By supplying a quality product with excellent customer service you have already established some level of competitive advantage. And many companies today provide good products with good service – it is a prerequisite to staying in business. To sustain that advantage however you need to continually climb the value pyramid and add to your product in terms of additional service and knowledge, eventually making a quantum leap to the peak of the value pyramid to establish yourself as more than a vendor, but a trusted strategic partner.

Can you help lower your customers’ costs or improve their productivity? Can you help them identify new products or markets? At an even broader level, can your customers call on you for advice on operational systems and processes or strategic direction? In other words, does your customer consider you a supplier or a partner?

Schematic adapted from Doyle P. and Stern P., Marketing Management & Strategy, 4th ed., Prentice Hall

 

As you climb the value pyramid, commoditization decreases and company and product value increases, with fewer competitors able to compete at the same level. The fundamental difference between the lower and upper levels of the pyramid is distinct: to be good at the former, the salesperson and business needs to have a top quality product to sell and needs to understand his product and his own business well.

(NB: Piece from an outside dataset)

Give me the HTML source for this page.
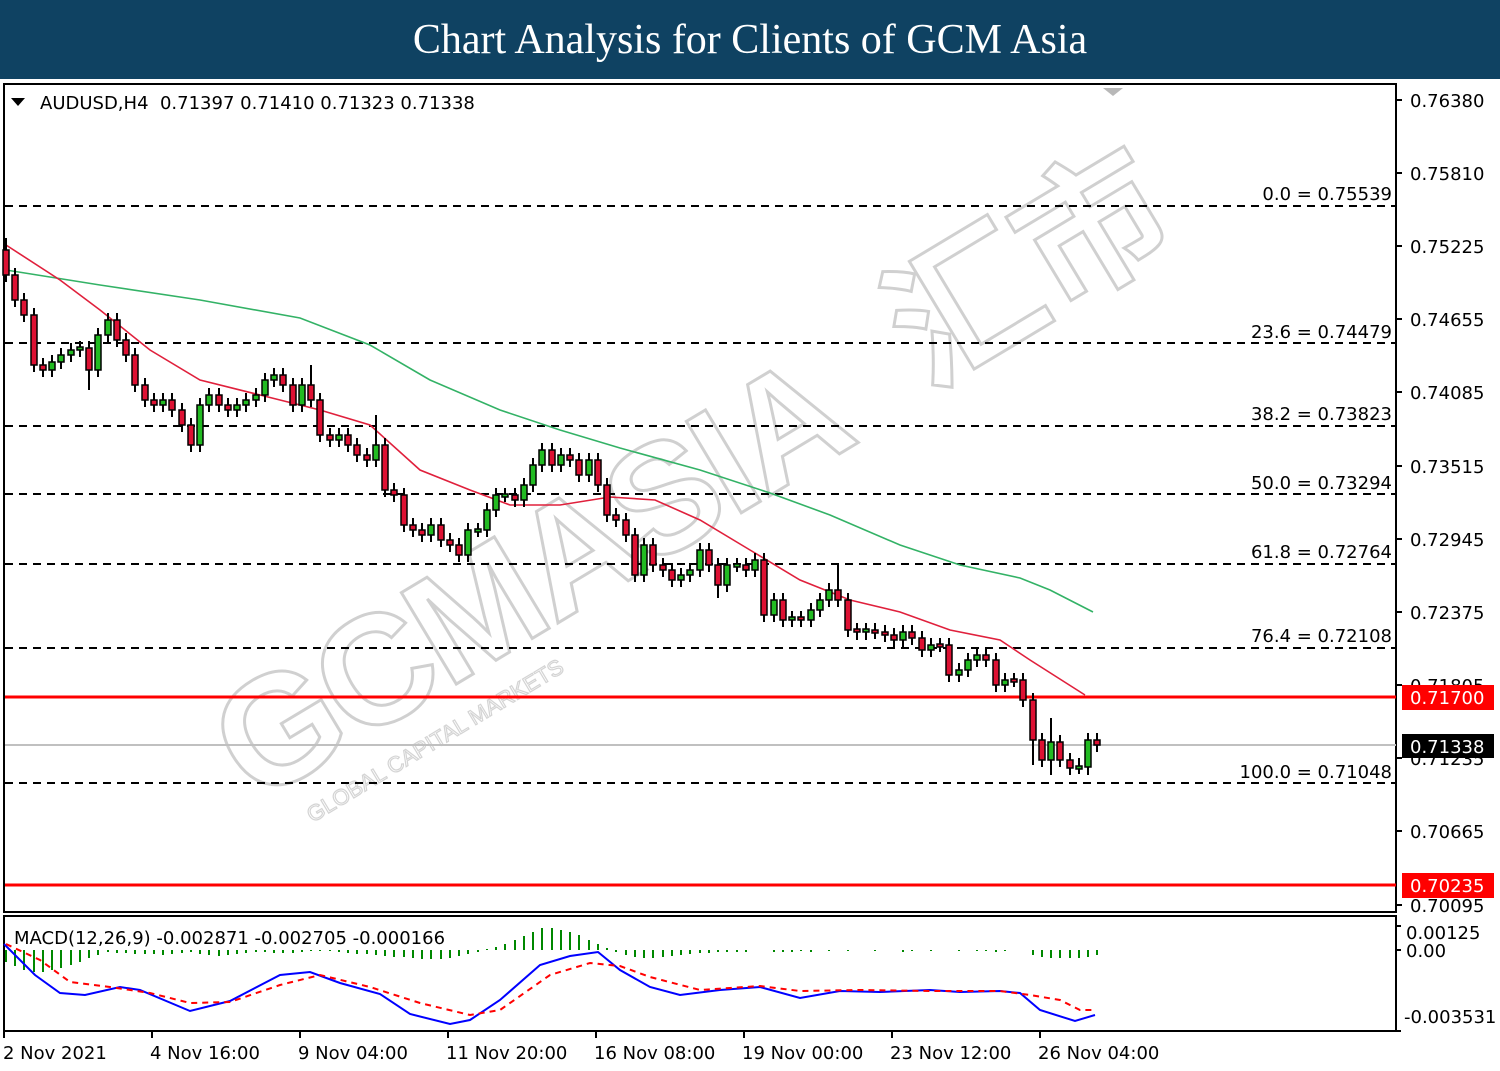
<!DOCTYPE html>
<html><head><meta charset="utf-8"><style>
html,body{margin:0;padding:0;background:#fff;width:1500px;height:1071px;overflow:hidden}
#hdr{position:absolute;left:0;top:0;width:1500px;height:79px;background:#0f4262;color:#fff;font-family:"Liberation Serif",serif;font-size:42px;text-align:center;line-height:80px}
svg{position:absolute;left:0;top:0}
text{font-family:"DejaVu Sans","Liberation Sans",sans-serif;font-size:18px;fill:#000}
</style></head><body>
<div id="hdr">Chart Analysis for Clients of GCM Asia</div>
<svg width="1500" height="1071" xmlns="http://www.w3.org/2000/svg">
<rect x="4" y="84" width="1392" height="828" fill="#fff" stroke="#000" stroke-width="2"/>
<rect x="4" y="916" width="1392" height="115" fill="#fff" stroke="#000" stroke-width="2"/>
<g transform="translate(255,805) rotate(-31)">
<text x="0" y="0" style="font-family:'Liberation Sans',sans-serif;font-size:155px;font-weight:bold;fill:none;stroke:#d0d0d0;stroke-width:3;letter-spacing:-4px">GCMASIA</text>
<text x="790" y="-10" style="font-size:150px;font-weight:bold;fill:none;stroke:#d0d0d0;stroke-width:3;font-family:'Noto Sans CJK SC',sans-serif">汇市</text>
<text x="40" y="45" style="font-family:'Liberation Sans',sans-serif;font-size:22px;fill:none;stroke:#d4d4d4;stroke-width:1.2">GLOBAL CAPITAL MARKETS</text>
</g>
<polygon points="1103,88 1123,88 1113,96" fill="#b8b8b8"/>
<g stroke="#000" stroke-width="2" stroke-dasharray="8,6">
<line x1="5" y1="206" x2="1395" y2="206"/><line x1="5" y1="343" x2="1395" y2="343"/>
<line x1="5" y1="426" x2="1395" y2="426"/><line x1="5" y1="494" x2="1395" y2="494"/>
<line x1="5" y1="564" x2="1395" y2="564"/><line x1="5" y1="648" x2="1395" y2="648"/>
<line x1="5" y1="783" x2="1395" y2="783"/></g>
<g text-anchor="end">
<text x="1392" y="200">0.0 = 0.75539</text><text x="1392" y="338">23.6 = 0.74479</text>
<text x="1392" y="420">38.2 = 0.73823</text><text x="1392" y="489">50.0 = 0.73294</text>
<text x="1392" y="558">61.8 = 0.72764</text><text x="1392" y="642">76.4 = 0.72108</text>
<text x="1392" y="778">100.0 = 0.71048</text></g>
<line x1="5" y1="745" x2="1396" y2="745" stroke="#c0c0c0" stroke-width="2"/>
<line x1="5" y1="697" x2="1396" y2="697" stroke="#f00" stroke-width="3"/>
<line x1="5" y1="885" x2="1396" y2="885" stroke="#f00" stroke-width="3"/>
<polyline fill="none" stroke="#33b266" stroke-width="1.6" points="6,270 100,285 200,300 300,318 370,345 430,380 500,410 560,430 620,448 700,470 770,493 830,515 900,545 960,565 1020,578 1050,590 1093,612"/>
<polyline fill="none" stroke="#e0203c" stroke-width="1.6" points="6,245 60,280 100,310 150,350 200,380 260,395 320,410 370,425 420,470 470,490 510,505 560,505 610,497 655,500 700,520 750,550 800,580 850,600 900,612 950,630 1000,640 1030,660 1085,695"/>
<path fill="none" stroke="#000" stroke-width="2" d="M6 238V282M15 268V307M24 293V322M34 308V372M43 358V377M52 355V377M61 348V369M71 343V362M80 341V357M89 341V390M98 328V377M108 313V342M117 313V347M126 333V362M135 348V392M145 378V407M154 393V412M163 393V412M172 393V417M182 403V432M191 418V452M200 398V452M209 388V412M219 388V412M228 398V417M237 398V417M246 393V412M256 388V407M265 373V402M274 368V387M283 368V392M293 378V412M302 378V412M311 365V407M320 393V442M330 428V447M339 428V447M348 428V452M357 438V462M367 448V467M376 415V467M385 438V497M394 483V502M404 488V532M413 518V537M422 523V542M431 518V542M441 518V547M450 533V552M459 538V562M468 523V562M478 523V537M487 503V537M496 488V517M505 488V502M515 488V507M524 478V507M533 458V492M542 443V472M552 443V472M561 448V472M570 448V467M579 453V482M589 453V482M598 453V492M607 478V522M616 508V527M626 513V542M635 528V582M644 538V582M653 538V572M663 558V577M672 563V587M681 568V587M690 563V582M700 543V577M709 543V572M718 558V598M727 558V592M737 558V572M746 558V577M755 553V577M764 553V622M774 593V622M783 593V627M792 611V627M801 611V627M811 603V627M820 593V617M829 583V607M838 565V607M848 593V637M857 623V640M866 623V640M875 623V639M885 625V642M894 628V647M903 625V647M912 625V645M922 631V657M931 638V657M940 638V652M949 638V682M959 663V682M968 653V677M977 648V667M986 648V667M996 653V692M1005 673V692M1014 673V687M1023 673V707M1033 693V765M1042 733V767M1051 718V775M1060 735V767M1070 753V775M1079 758V774M1088 733V775M1097 733V752"/>
<g fill="#dd1133" stroke="#000" stroke-width="1.5">
<rect x="3" y="250" width="6" height="25"/><rect x="12" y="275" width="6" height="25"/><rect x="21" y="300" width="6" height="15"/><rect x="31" y="315" width="6" height="50"/><rect x="40" y="365" width="6" height="5"/><rect x="86" y="348" width="6" height="22"/><rect x="114" y="320" width="6" height="20"/><rect x="123" y="340" width="6" height="15"/><rect x="132" y="355" width="6" height="30"/><rect x="142" y="385" width="6" height="15"/><rect x="151" y="400" width="6" height="5"/><rect x="169" y="400" width="6" height="10"/><rect x="179" y="410" width="6" height="15"/><rect x="188" y="425" width="6" height="20"/><rect x="216" y="395" width="6" height="10"/><rect x="225" y="405" width="6" height="5"/><rect x="280" y="375" width="6" height="10"/><rect x="290" y="385" width="6" height="20"/><rect x="308" y="385" width="6" height="15"/><rect x="317" y="400" width="6" height="35"/><rect x="327" y="435" width="6" height="5"/><rect x="345" y="435" width="6" height="10"/><rect x="354" y="445" width="6" height="10"/><rect x="364" y="455" width="6" height="5"/><rect x="382" y="445" width="6" height="45"/><rect x="391" y="490" width="6" height="5"/><rect x="401" y="495" width="6" height="30"/><rect x="410" y="525" width="6" height="5"/><rect x="419" y="530" width="6" height="5"/><rect x="438" y="525" width="6" height="15"/><rect x="447" y="540" width="6" height="5"/><rect x="456" y="545" width="6" height="10"/><rect x="512" y="495" width="6" height="5"/><rect x="549" y="450" width="6" height="15"/><rect x="567" y="455" width="6" height="5"/><rect x="576" y="460" width="6" height="15"/><rect x="595" y="460" width="6" height="25"/><rect x="604" y="485" width="6" height="30"/><rect x="613" y="515" width="6" height="5"/><rect x="623" y="520" width="6" height="15"/><rect x="632" y="535" width="6" height="40"/><rect x="650" y="545" width="6" height="20"/><rect x="660" y="565" width="6" height="5"/><rect x="669" y="570" width="6" height="10"/><rect x="706" y="550" width="6" height="15"/><rect x="715" y="565" width="6" height="20"/><rect x="743" y="565" width="6" height="5"/><rect x="761" y="560" width="6" height="55"/><rect x="780" y="600" width="6" height="20"/><rect x="798" y="617" width="6" height="3"/><rect x="835" y="590" width="6" height="10"/><rect x="845" y="600" width="6" height="30"/><rect x="854" y="629" width="6" height="3"/><rect x="872" y="630" width="6" height="3"/><rect x="882" y="632" width="6" height="3"/><rect x="891" y="635" width="6" height="5"/><rect x="909" y="632" width="6" height="6"/><rect x="919" y="638" width="6" height="12"/><rect x="937" y="644" width="6" height="3"/><rect x="946" y="645" width="6" height="30"/><rect x="983" y="655" width="6" height="5"/><rect x="993" y="660" width="6" height="25"/><rect x="1011" y="679" width="6" height="3"/><rect x="1020" y="680" width="6" height="20"/><rect x="1030" y="700" width="6" height="40"/><rect x="1039" y="740" width="6" height="20"/><rect x="1057" y="742" width="6" height="18"/><rect x="1067" y="760" width="6" height="8"/><rect x="1094" y="740" width="6" height="5"/>
</g>
<g fill="#22bb22" stroke="#000" stroke-width="1.5">
<rect x="49" y="362" width="6" height="8"/><rect x="58" y="355" width="6" height="7"/><rect x="68" y="350" width="6" height="5"/><rect x="77" y="347" width="6" height="3"/><rect x="95" y="335" width="6" height="35"/><rect x="105" y="320" width="6" height="15"/><rect x="160" y="400" width="6" height="5"/><rect x="197" y="405" width="6" height="40"/><rect x="206" y="395" width="6" height="10"/><rect x="234" y="405" width="6" height="5"/><rect x="243" y="400" width="6" height="5"/><rect x="253" y="395" width="6" height="5"/><rect x="262" y="380" width="6" height="15"/><rect x="271" y="375" width="6" height="5"/><rect x="299" y="385" width="6" height="20"/><rect x="336" y="435" width="6" height="5"/><rect x="373" y="445" width="6" height="15"/><rect x="428" y="525" width="6" height="10"/><rect x="465" y="530" width="6" height="25"/><rect x="475" y="529" width="6" height="3"/><rect x="484" y="510" width="6" height="20"/><rect x="493" y="495" width="6" height="15"/><rect x="502" y="494" width="6" height="3"/><rect x="521" y="485" width="6" height="15"/><rect x="530" y="465" width="6" height="20"/><rect x="539" y="450" width="6" height="15"/><rect x="558" y="455" width="6" height="10"/><rect x="586" y="460" width="6" height="15"/><rect x="641" y="545" width="6" height="30"/><rect x="678" y="575" width="6" height="5"/><rect x="687" y="570" width="6" height="5"/><rect x="697" y="550" width="6" height="20"/><rect x="724" y="565" width="6" height="20"/><rect x="734" y="564" width="6" height="3"/><rect x="752" y="560" width="6" height="10"/><rect x="771" y="600" width="6" height="15"/><rect x="789" y="617" width="6" height="3"/><rect x="808" y="610" width="6" height="10"/><rect x="817" y="600" width="6" height="10"/><rect x="826" y="590" width="6" height="10"/><rect x="863" y="629" width="6" height="3"/><rect x="900" y="632" width="6" height="8"/><rect x="928" y="645" width="6" height="5"/><rect x="956" y="670" width="6" height="5"/><rect x="965" y="660" width="6" height="10"/><rect x="974" y="655" width="6" height="5"/><rect x="1002" y="680" width="6" height="5"/><rect x="1048" y="742" width="6" height="18"/><rect x="1076" y="766" width="6" height="3"/><rect x="1085" y="740" width="6" height="27"/>
</g>
<path fill="none" stroke="#008800" stroke-width="2" d="M6 950v12M15 950v16M24 950v20M34 950v22M43 950v22M52 950v20M61 950v18M71 950v15M80 950v12M89 950v8M98 950v5M108 950v2M117 950v3M126 950v3M135 950v4M145 950v4M154 950v4M163 950v5M172 950v4M182 950v3M191 950v2M200 950v4M209 950v5M219 950v6M228 950v5M237 950v4M246 950v3M256 950v2M265 950v2M274 950v3M283 950v3M293 950v3M302 950v2M311 950v1M320 950v1M330 950v1M339 950v2M348 950v3M357 950v4M367 950v4M376 950v5M385 950v6M394 950v7M404 950v7M413 950v8M422 950v9M431 950v9M441 950v9M450 950v8M459 950v6M468 950v4M478 950v2M487 950v-1M496 950v-3M505 950v-6M515 950v-10M524 950v-14M533 950v-18M542 950v-22M552 950v-22M561 950v-20M570 950v-18M579 950v-15M589 950v-10M598 950v-6M607 950v-2M616 950v2M626 950v5M635 950v7M644 950v8M653 950v8M663 950v7M672 950v6M681 950v5M690 950v4M700 950v3M709 950v3M718 950v2M727 950v2M737 950v2M746 950v2M774 950v2M783 950v2M792 950v2M801 950v1M811 950v2M829 950v1M848 950v1M875 950v1M903 950v2M912 950v1M931 950v1M959 950v1M977 950v1M986 950v1M996 950v2M1005 950v1M1033 950v5M1042 950v7M1051 950v8M1060 950v8M1070 950v8M1079 950v8M1088 950v7M1097 950v5"/>
<polyline fill="none" stroke="#00f" stroke-width="2" points="4,944 35,975 60,993 85,995 120,987 140,990 190,1011 230,1001 280,975 310,972 340,983 380,994 410,1014 450,1024 470,1020 500,1000 540,965 570,956 598,952 620,970 650,987 680,995 720,990 760,987 800,998 840,991 880,992 930,990 960,992 1000,991 1020,993 1040,1010 1075,1021 1095,1015"/>
<polyline fill="none" stroke="#f00" stroke-width="2" stroke-dasharray="6,5" points="6,944 40,960 70,982 110,987 150,993 190,1003 230,1002 280,985 320,975 370,987 420,1003 470,1015 500,1010 550,975 590,963 620,966 650,977 700,990 760,986 800,991 860,990 930,991 1000,991 1030,995 1060,1000 1080,1010 1095,1010"/>
<text x="40" y="109">AUDUSD,H4&#160;&#160;0.71397 0.71410 0.71323 0.71338</text>
<polygon points="11,98 25,98 18,106" fill="#000"/>
<text x="14" y="944">MACD(12,26,9) -0.002871 -0.002705 -0.000166</text>
<path stroke="#000" stroke-width="2" d="M1396 100h6M1396 173h6M1396 246h6M1396 319h6M1396 392h6M1396 466h6M1396 539h6M1396 612h6M1396 685h6M1396 758h6M1396 831h6M1396 905h6M1396 926h5M1396 950h5M1396 1031h5M4 1031v7M152 1031v7M300 1031v7M448 1031v7M596 1031v7M744 1031v7M892 1031v7M1040 1031v7"/>
<g>
<text x="1410" y="107">0.76380</text><text x="1410" y="180">0.75810</text><text x="1410" y="253">0.75225</text><text x="1410" y="326">0.74655</text><text x="1410" y="399">0.74085</text><text x="1410" y="473">0.73515</text><text x="1410" y="546">0.72945</text><text x="1410" y="619">0.72375</text><text x="1410" y="692">0.71805</text><text x="1410" y="765">0.71235</text><text x="1410" y="838">0.70665</text><text x="1410" y="912">0.70095</text>
<text x="1406" y="939">0.00125</text><text x="1406" y="957">0.00</text><text x="1404" y="1023">-0.003531</text>
<text x="3" y="1059">2 Nov 2021</text><text x="150" y="1059">4 Nov 16:00</text><text x="298" y="1059">9 Nov 04:00</text><text x="446" y="1059">11 Nov 20:00</text><text x="594" y="1059">16 Nov 08:00</text><text x="742" y="1059">19 Nov 00:00</text><text x="890" y="1059">23 Nov 12:00</text><text x="1038" y="1059">26 Nov 04:00</text>
</g>
<rect x="1402" y="685" width="92" height="25" fill="#f00"/><text x="1410" y="704" style="fill:#fff">0.71700</text>
<rect x="1402" y="734" width="92" height="24" fill="#000"/><text x="1410" y="753" style="fill:#fff">0.71338</text>
<rect x="1402" y="873" width="92" height="25" fill="#f00"/><text x="1410" y="892" style="fill:#fff">0.70235</text>
</svg>
</body></html>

To be good at the latter, the salesperson and business needs to have an understanding not only of his own product and business, but of his customer’s business as well. He needs to understand his customer’s individual and industry needs and must excel at consultative selling, offering solutions that are of mutual benefit to both organizations. Only then can you hope to ensure an enduring partnership and long term rewards.

You don’t close a sale; you open a relationship if you want to build a long-term, successful enterprise. Patricia Fripp.